Barbosa em São Paulo
Também com uma mensagem antirracista, o Museu do Futebol, localizado na entrada principal do estádio do Pacaembu, no centro de São Paulo, iniciou uma exposição chamada “Tempo de Reação” no último sábado (19).
Em cartaz para o público até 21 de novembro, das 9h às 17h, e com ingresso a R$ 20 (meia-entrada, R$ 10; e gratuito para crianças até 7 anos), a exposição aborda os 150 anos da profissão de goleiro e o centenário de Barbosa.
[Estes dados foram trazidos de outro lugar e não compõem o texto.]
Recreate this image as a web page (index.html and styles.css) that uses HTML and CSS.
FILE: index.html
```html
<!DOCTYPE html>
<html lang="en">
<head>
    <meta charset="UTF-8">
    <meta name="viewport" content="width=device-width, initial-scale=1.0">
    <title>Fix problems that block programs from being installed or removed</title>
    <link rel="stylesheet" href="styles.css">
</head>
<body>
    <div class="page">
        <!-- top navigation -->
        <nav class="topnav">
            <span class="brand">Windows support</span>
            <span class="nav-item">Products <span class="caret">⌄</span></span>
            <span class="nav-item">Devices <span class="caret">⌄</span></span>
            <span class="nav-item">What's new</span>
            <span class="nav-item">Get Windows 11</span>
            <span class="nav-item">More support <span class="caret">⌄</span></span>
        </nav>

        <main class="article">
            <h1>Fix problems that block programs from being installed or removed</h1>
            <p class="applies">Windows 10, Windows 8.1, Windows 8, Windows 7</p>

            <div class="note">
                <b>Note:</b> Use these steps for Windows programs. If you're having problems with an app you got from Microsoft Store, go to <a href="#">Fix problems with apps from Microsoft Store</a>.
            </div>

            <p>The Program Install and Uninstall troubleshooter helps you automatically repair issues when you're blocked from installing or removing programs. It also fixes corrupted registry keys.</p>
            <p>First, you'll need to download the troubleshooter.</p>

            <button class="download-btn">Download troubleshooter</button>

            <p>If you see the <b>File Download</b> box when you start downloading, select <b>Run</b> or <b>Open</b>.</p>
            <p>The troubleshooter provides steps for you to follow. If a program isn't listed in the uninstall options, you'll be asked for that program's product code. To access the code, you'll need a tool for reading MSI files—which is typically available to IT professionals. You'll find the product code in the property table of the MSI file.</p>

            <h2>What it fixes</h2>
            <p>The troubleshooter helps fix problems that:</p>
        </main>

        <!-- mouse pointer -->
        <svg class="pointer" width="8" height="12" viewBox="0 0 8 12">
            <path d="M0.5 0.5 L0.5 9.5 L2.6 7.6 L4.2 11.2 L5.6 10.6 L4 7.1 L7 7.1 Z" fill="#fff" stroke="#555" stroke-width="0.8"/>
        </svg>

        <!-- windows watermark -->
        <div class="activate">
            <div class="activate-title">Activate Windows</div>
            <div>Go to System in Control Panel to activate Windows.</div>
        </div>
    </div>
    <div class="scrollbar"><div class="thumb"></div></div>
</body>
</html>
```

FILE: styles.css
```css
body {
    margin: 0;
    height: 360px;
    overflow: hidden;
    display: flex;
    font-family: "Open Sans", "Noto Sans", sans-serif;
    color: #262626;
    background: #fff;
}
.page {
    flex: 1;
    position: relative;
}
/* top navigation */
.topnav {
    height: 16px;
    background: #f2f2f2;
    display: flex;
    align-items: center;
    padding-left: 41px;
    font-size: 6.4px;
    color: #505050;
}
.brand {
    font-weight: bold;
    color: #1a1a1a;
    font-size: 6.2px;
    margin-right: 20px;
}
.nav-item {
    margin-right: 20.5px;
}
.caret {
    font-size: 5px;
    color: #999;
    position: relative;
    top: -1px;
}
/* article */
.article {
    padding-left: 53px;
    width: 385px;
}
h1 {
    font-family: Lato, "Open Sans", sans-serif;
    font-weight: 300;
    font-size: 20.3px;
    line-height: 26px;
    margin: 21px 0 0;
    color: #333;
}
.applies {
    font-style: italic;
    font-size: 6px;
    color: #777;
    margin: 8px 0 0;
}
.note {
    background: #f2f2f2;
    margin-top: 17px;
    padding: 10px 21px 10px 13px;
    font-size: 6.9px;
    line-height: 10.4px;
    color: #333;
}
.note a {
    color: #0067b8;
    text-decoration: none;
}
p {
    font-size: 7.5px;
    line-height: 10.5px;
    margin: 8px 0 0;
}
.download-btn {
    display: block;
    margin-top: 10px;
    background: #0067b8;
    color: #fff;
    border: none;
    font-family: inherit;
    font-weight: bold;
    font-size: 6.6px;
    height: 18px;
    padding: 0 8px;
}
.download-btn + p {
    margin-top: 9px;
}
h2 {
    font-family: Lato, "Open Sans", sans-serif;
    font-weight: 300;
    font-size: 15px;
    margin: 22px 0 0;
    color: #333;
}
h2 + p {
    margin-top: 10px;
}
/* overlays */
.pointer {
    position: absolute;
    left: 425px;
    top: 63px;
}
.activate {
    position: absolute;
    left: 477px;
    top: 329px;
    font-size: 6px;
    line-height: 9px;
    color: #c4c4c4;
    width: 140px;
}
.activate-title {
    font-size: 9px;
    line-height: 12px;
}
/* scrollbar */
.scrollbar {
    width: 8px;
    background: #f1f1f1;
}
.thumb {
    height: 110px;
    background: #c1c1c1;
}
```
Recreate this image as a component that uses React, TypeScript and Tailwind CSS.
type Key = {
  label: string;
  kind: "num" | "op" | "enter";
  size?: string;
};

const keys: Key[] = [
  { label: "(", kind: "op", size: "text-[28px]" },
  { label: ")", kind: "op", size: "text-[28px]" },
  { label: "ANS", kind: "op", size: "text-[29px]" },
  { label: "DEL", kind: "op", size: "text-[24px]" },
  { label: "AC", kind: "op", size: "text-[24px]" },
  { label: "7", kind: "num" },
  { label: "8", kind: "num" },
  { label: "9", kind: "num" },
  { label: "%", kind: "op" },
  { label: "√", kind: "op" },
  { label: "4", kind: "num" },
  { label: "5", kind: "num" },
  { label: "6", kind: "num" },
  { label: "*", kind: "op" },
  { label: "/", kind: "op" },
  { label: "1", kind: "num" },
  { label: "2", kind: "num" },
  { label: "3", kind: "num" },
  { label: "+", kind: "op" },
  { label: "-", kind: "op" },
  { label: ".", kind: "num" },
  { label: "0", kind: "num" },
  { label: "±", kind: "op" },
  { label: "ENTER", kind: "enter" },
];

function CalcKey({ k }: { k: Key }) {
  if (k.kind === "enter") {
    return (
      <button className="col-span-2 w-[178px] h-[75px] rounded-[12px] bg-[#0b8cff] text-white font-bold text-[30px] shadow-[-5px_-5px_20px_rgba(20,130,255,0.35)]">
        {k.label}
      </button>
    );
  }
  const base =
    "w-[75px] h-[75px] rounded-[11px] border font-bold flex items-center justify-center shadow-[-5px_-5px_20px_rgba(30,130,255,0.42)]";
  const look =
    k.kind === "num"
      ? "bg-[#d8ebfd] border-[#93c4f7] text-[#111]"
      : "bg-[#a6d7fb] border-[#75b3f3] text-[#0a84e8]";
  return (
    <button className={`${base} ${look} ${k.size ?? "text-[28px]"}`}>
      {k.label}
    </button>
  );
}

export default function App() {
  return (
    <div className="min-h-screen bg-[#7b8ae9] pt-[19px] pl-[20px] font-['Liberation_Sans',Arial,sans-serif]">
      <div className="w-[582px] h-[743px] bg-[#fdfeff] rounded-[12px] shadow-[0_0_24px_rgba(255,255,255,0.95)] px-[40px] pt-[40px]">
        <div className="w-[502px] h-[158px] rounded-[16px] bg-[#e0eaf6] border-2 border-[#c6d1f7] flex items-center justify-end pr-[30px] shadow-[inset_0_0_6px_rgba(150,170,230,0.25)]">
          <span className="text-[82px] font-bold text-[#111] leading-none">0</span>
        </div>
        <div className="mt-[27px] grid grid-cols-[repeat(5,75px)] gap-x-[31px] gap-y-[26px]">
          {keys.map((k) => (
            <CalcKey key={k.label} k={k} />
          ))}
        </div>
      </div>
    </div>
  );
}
“O nome 'Tempo de Reação' remete a duas dimensões. A primeira está relacionada à posição de goleiro, que tem um fundamento específico que é a reação para evitar o gol. O nome também remete a outra dimensão que é reagir a tempos tão difíceis como o que estamos vivendo em relação ao racismo”, disse Diana Mendes, 44, historiadora e coordenadora do centro de referência do Museu do Futebol.
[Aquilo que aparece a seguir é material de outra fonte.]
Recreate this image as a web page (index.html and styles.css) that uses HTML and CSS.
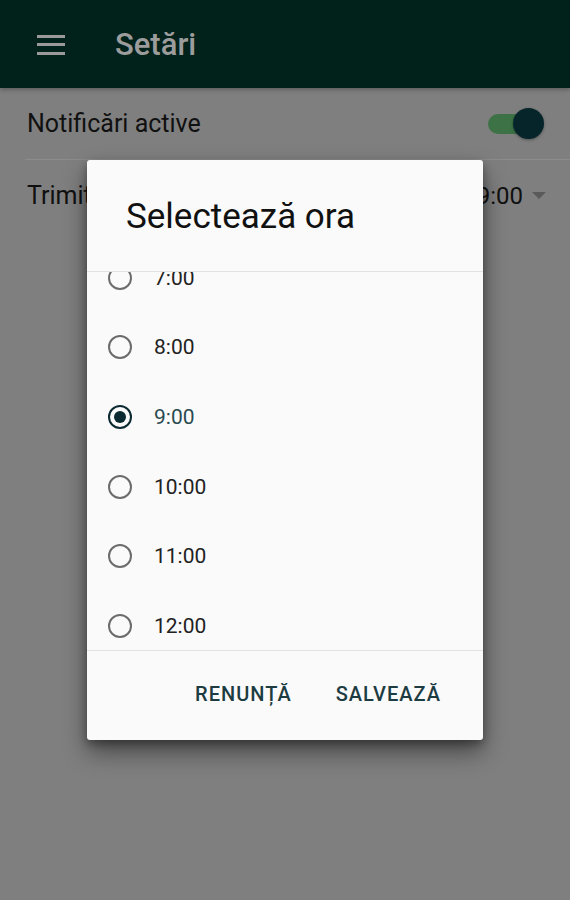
FILE: index.html
```html
<!DOCTYPE html>
<html lang="ro">

<head>
  <meta charset="UTF-8">
  <meta name="viewport" content="width=device-width, initial-scale=1.0">
  <title>Setări</title>
  <link rel="stylesheet" href="styles.css">
</head>

<body>
  <div id="app">
    <header class="toolbar">
      <div class="menu-icon">
        <span></span>
        <span></span>
        <span></span>
      </div>
      <h1 class="toolbar-title">Setări</h1>
    </header>

    <div class="settings">
      <div class="setting-row">
        <span class="setting-label">Notificări active</span>
        <div class="switch">
          <div class="switch-track"></div>
          <div class="switch-thumb"></div>
        </div>
      </div>
      <div class="setting-row">
        <span class="setting-label">Trimite notificarea la ora</span>
        <div class="select">
          <span class="select-value">9:00</span>
          <span class="select-arrow"></span>
        </div>
      </div>
    </div>
  </div>

  <!-- time picker dialog, sits over the dimmed page -->
  <div class="dialog">
    <h2 class="dialog-title">Selectează ora</h2>
    <div class="dialog-list">
      <ul class="options">
        <li class="option"><span class="radio"></span><span class="option-text">7:00</span></li>
        <li class="option"><span class="radio"></span><span class="option-text">8:00</span></li>
        <li class="option selected"><span class="radio"></span><span class="option-text">9:00</span></li>
        <li class="option"><span class="radio"></span><span class="option-text">10:00</span></li>
        <li class="option"><span class="radio"></span><span class="option-text">11:00</span></li>
        <li class="option"><span class="radio"></span><span class="option-text">12:00</span></li>
        <li class="option"><span class="radio"></span><span class="option-text">13:00</span></li>
      </ul>
    </div>
    <div class="dialog-actions">
      <button class="dialog-btn" type="button">Renunță</button>
      <button class="dialog-btn" type="button">Salvează</button>
    </div>
  </div>
</body>

</html>
```

FILE: styles.css
```css
body {
  margin: 0;
  background-color: #7f7f7f;
  font-family: Roboto, "Noto Sans", sans-serif;
  overflow: hidden;
}

#app {
  width: 570px;
  height: 900px;
}

.toolbar {
  display: flex;
  align-items: center;
  height: 88px;
  background-color: #01211b;
  box-shadow: 0 2px 4px rgba(0, 0, 0, 0.25);
}

.menu-icon {
  display: flex;
  flex-direction: column;
  justify-content: space-between;
  width: 28px;
  height: 20px;
  margin-left: 37px;
  margin-top: 1px;
}

.menu-icon span {
  display: block;
  height: 3px;
  background-color: #9a9a9a;
}

.toolbar-title {
  margin: 0 0 0 50px;
  font-size: 31px;
  font-weight: 500;
  color: #9c9c9c;
}

.settings {
  padding-left: 25px;
}

.setting-row {
  display: flex;
  align-items: center;
  justify-content: space-between;
  height: 71px;
  padding-right: 24px;
}

.setting-row:first-child {
  border-bottom: 1px solid #8c8c8c;
}

.setting-label {
  padding-left: 2px;
  font-size: 25px;
  color: #101010;
}

.switch {
  position: relative;
  width: 58px;
  height: 32px;
  margin-right: 2px;
}

.switch-track {
  position: absolute;
  left: 2px;
  top: 6px;
  width: 50px;
  height: 20px;
  border-radius: 10px;
  background-color: #3c7246;
}

.switch-thumb {
  position: absolute;
  right: 0;
  top: 0;
  width: 31px;
  height: 31px;
  border-radius: 50%;
  background-color: #06252b;
  box-shadow: 0 1px 3px rgba(0, 0, 0, 0.35);
}

.select {
  display: flex;
  align-items: center;
  gap: 9px;
}

.select-value {
  font-size: 24px;
  color: #101010;
}

.select-arrow {
  width: 0;
  height: 0;
  border-left: 7px solid transparent;
  border-right: 7px solid transparent;
  border-top: 7px solid #5a5a5a;
}

.dialog {
  position: absolute;
  left: 87px;
  top: 160px;
  width: 396px;
  height: 580px;
  display: flex;
  flex-direction: column;
  background-color: #fafafa;
  border-radius: 3px;
  box-shadow: 0 12px 24px rgba(0, 0, 0, 0.45), 0 4px 8px rgba(0, 0, 0, 0.3);
}

.dialog-title {
  margin: 0;
  height: 112px;
  padding-left: 39px;
  padding-top: 2px;
  box-sizing: border-box;
  display: flex;
  align-items: center;
  font-size: 35px;
  font-weight: 400;
  color: #111;
  border-bottom: 1px solid #e2e2e2;
}

.dialog-list {
  height: 378px;
  overflow: hidden;
  border-bottom: 1px solid #e2e2e2;
}

.options {
  list-style: none;
  margin: -29px 0 0 0;
  padding: 0;
}

.option {
  display: flex;
  align-items: center;
  gap: 22px;
  height: 69.6px;
  padding-left: 21px;
}

.radio {
  width: 20px;
  height: 20px;
  border: 2px solid #6c6c6c;
  border-radius: 50%;
  display: flex;
  align-items: center;
  justify-content: center;
}

.option-text {
  font-size: 21px;
  color: #222;
}

.option.selected .radio {
  border-color: #0b2a31;
}

.option.selected .radio::after {
  content: "";
  width: 12px;
  height: 12px;
  border-radius: 50%;
  background-color: #0b2a31;
}

.option.selected .option-text {
  color: #2a4a50;
}

.dialog-actions {
  flex: 1;
  display: flex;
  justify-content: flex-end;
  align-items: center;
  gap: 44px;
  padding-right: 42px;
  padding-bottom: 4px;
}

.dialog-btn {
  padding: 4px 0;
  border: none;
  background: none;
  font-family: Roboto, "Noto Sans", sans-serif;
  font-size: 20px;
  font-weight: 500;
  letter-spacing: 1px;
  line-height: 28px;
  text-transform: uppercase;
  color: #1d3c42;
}
```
A exposição aborda a relação da perseguição que Barbosa sofreu após a perda da Copa de 1950, no Maracanã, quando foi acusado de falhar, com casos de racismo no futebol. Personalidades negras como o jurista e advogado Silvio Almeida, o ex-goleiro Aranha e o jornalista Breiller Pires, dos canais esportivos Disney, endossam e dão testemunhos reforçando o assunto.
Os visitantes ainda encontram informações preciosas, como uma linha do tempo que retrata a criação da posição de goleiro, fatos relacionados aos principais camisas 1, fotos, depoimentos de Barbosa, um pedaço da trave original do Maracanã, que era de madeira, entre outros itens históricos.
“A gente espera que a exposição possa aproximar as pessoas de uma história do futebol ainda pouco contada a partir desse universo do protagonista negro. A gente espera que as mensagens que estão sendo passadas aqui em relação a da causa antirracista possam aproximar as pessoas dessa causa, e que possam contribuir para ao fim do racismo no futebol”, completou a historiadora.